- _Objective_:
Output the full listing below exactly, without the pictures.
BEGIN Material provided
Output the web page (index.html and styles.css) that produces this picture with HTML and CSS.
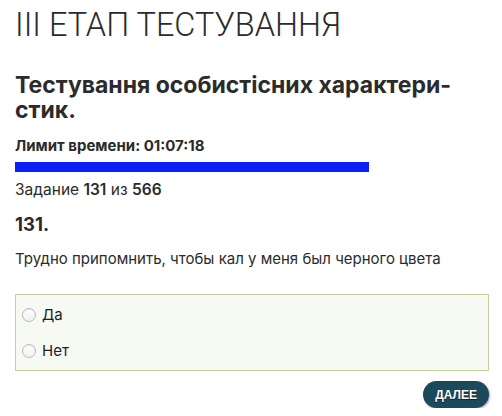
FILE: index.html
```html
<!DOCTYPE html>
<html lang="uk">
<head>
    <meta charset="UTF-8">
    <meta name="viewport" content="width=device-width, initial-scale=1.0">
    <title>III етап тестування</title>
    <link rel="stylesheet" href="styles.css">
</head>
<body>
    <main class="test-page">
        <h1 class="stage-title">III ЕТАП ТЕСТУВАННЯ</h1>
        <h2 class="test-title">Тестування особистісних характери&shy;стик.</h2>

        <p class="time-limit">Лимит времени: <span id="timer">01:07:18</span></p>
        <div class="time-bar">
            <div class="time-bar-fill" style="width: 74.7%"></div>
        </div>

        <p class="task-counter">Задание <b>131</b> из <b>566</b></p>

        <h3 class="question-num">131.</h3>
        <p class="question-text">Трудно припомнить, чтобы кал у меня был черного цвета</p>

        <form class="answer-form">
            <div class="answers">
                <label class="answer">
                    <span class="radio"></span>
                    Да
                </label>
                <label class="answer">
                    <span class="radio"></span>
                    Нет
                </label>
            </div>
            <div class="form-actions">
                <button type="button" class="btn-next">Далее</button>
            </div>
        </form>
    </main>
</body>
</html>
```

FILE: styles.css
```css
body {
    margin: 0;
    padding: 0;
    background-color: #ffffff;
    color: #2b2b2b;
    font-family: 'Inter', 'Liberation Sans', sans-serif;
}

.test-page {
    padding: 0 13px 0 15px;
}

.stage-title {
    margin: 5px 0 0;
    font-family: 'Roboto', 'Liberation Sans', sans-serif;
    font-size: 32.5px;
    font-weight: 300;
    line-height: 40px;
    color: #2b2b2b;
}

.test-title {
    margin: 28px 0 0;
    font-size: 23px;
    font-weight: 700;
    line-height: 25px;
    hyphens: manual;
}

.time-limit {
    margin: 14px 0 0;
    font-size: 15px;
    font-weight: 700;
    line-height: 18px;
}

.time-bar {
    margin-top: 7px;
    height: 10px;
}

.time-bar-fill {
    height: 100%;
    background-color: #0b20f6; /* bright blue progress */
}

.task-counter {
    margin: 8px 0 0;
    font-size: 15.5px;
    line-height: 20px;
}

.task-counter b {
    font-weight: 600;
}

.question-num {
    margin: 13px 0 0;
    font-size: 18.5px;
    font-weight: 700;
    line-height: 22px;
}

.question-text {
    margin: 14px 0 0;
    font-size: 15px;
    line-height: 20px;
}

.answer-form {
    margin-top: 25px;
}

.answers {
    display: flex;
    flex-direction: column;
    gap: 16px;
    padding: 10px 6px 9px;
    background-color: #f7f9f3;
    border: 1px solid #c4d19c;
}

.answer {
    display: flex;
    align-items: center;
    gap: 6px;
    font-size: 15px;
    line-height: 20px;
    color: #1e1e1e;
    cursor: pointer;
}

.radio {
    width: 12px;
    height: 12px;
    border: 1px solid #b9b9b9;
    border-radius: 50%;
    background: linear-gradient(#ffffff, #f1f1f1);
    box-shadow: inset 0 1px 1px rgba(0, 0, 0, 0.08);
}

.form-actions {
    display: flex;
    justify-content: flex-end;
    margin-top: 10px;
}

.btn-next {
    height: 27px;
    padding: 0 12px;
    border: none;
    border-radius: 14px;
    background-color: #1b4a5c; /* dark teal */
    color: #ffffff;
    font-family: 'Liberation Sans', Arial, sans-serif;
    font-size: 12px;
    font-weight: 700;
    text-transform: uppercase;
    text-shadow: 0 1px 1px rgba(0, 0, 0, 0.6);
    box-shadow: 1px 1px 2px rgba(0, 0, 0, 0.35);
    cursor: pointer;
}
```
END Material provided
- _Task result_:
Output the web page (index.html and styles.css) that produces this picture with HTML and CSS.
FILE: index.html
```html
<!DOCTYPE html>
<html lang="uk">
<head>
    <meta charset="UTF-8">
    <meta name="viewport" content="width=device-width, initial-scale=1.0">
    <title>III етап тестування</title>
    <link rel="stylesheet" href="styles.css">
</head>
<body>
    <main class="test-page">
        <h1 class="stage-title">III ЕТАП ТЕСТУВАННЯ</h1>
        <h2 class="test-title">Тестування особистісних характери&shy;стик.</h2>

        <p class="time-limit">Лимит времени: <span id="timer">01:07:18</span></p>
        <div class="time-bar">
            <div class="time-bar-fill" style="width: 74.7%"></div>
        </div>

        <p class="task-counter">Задание <b>131</b> из <b>566</b></p>

        <h3 class="question-num">131.</h3>
        <p class="question-text">Трудно припомнить, чтобы кал у меня был черного цвета</p>

        <form class="answer-form">
            <div class="answers">
                <label class="answer">
                    <span class="radio"></span>
                    Да
                </label>
                <label class="answer">
                    <span class="radio"></span>
                    Нет
                </label>
            </div>
            <div class="form-actions">
                <button type="button" class="btn-next">Далее</button>
            </div>
        </form>
    </main>
</body>
</html>
```

FILE: styles.css
```css
body {
    margin: 0;
    padding: 0;
    background-color: #ffffff;
    color: #2b2b2b;
    font-family: 'Inter', 'Liberation Sans', sans-serif;
}

.test-page {
    padding: 0 13px 0 15px;
}

.stage-title {
    margin: 5px 0 0;
    font-family: 'Roboto', 'Liberation Sans', sans-serif;
    font-size: 32.5px;
    font-weight: 300;
    line-height: 40px;
    color: #2b2b2b;
}

.test-title {
    margin: 28px 0 0;
    font-size: 23px;
    font-weight: 700;
    line-height: 25px;
    hyphens: manual;
}

.time-limit {
    margin: 14px 0 0;
    font-size: 15px;
    font-weight: 700;
    line-height: 18px;
}

.time-bar {
    margin-top: 7px;
    height: 10px;
}

.time-bar-fill {
    height: 100%;
    background-color: #0b20f6; /* bright blue progress */
}

.task-counter {
    margin: 8px 0 0;
    font-size: 15.5px;
    line-height: 20px;
}

.task-counter b {
    font-weight: 600;
}

.question-num {
    margin: 13px 0 0;
    font-size: 18.5px;
    font-weight: 700;
    line-height: 22px;
}

.question-text {
    margin: 14px 0 0;
    font-size: 15px;
    line-height: 20px;
}

.answer-form {
    margin-top: 25px;
}

.answers {
    display: flex;
    flex-direction: column;
    gap: 16px;
    padding: 10px 6px 9px;
    background-color: #f7f9f3;
    border: 1px solid #c4d19c;
}

.answer {
    display: flex;
    align-items: center;
    gap: 6px;
    font-size: 15px;
    line-height: 20px;
    color: #1e1e1e;
    cursor: pointer;
}

.radio {
    width: 12px;
    height: 12px;
    border: 1px solid #b9b9b9;
    border-radius: 50%;
    background: linear-gradient(#ffffff, #f1f1f1);
    box-shadow: inset 0 1px 1px rgba(0, 0, 0, 0.08);
}

.form-actions {
    display: flex;
    justify-content: flex-end;
    margin-top: 10px;
}

.btn-next {
    height: 27px;
    padding: 0 12px;
    border: none;
    border-radius: 14px;
    background-color: #1b4a5c; /* dark teal */
    color: #ffffff;
    font-family: 'Liberation Sans', Arial, sans-serif;
    font-size: 12px;
    font-weight: 700;
    text-transform: uppercase;
    text-shadow: 0 1px 1px rgba(0, 0, 0, 0.6);
    box-shadow: 1px 1px 2px rgba(0, 0, 0, 0.35);
    cursor: pointer;
}
```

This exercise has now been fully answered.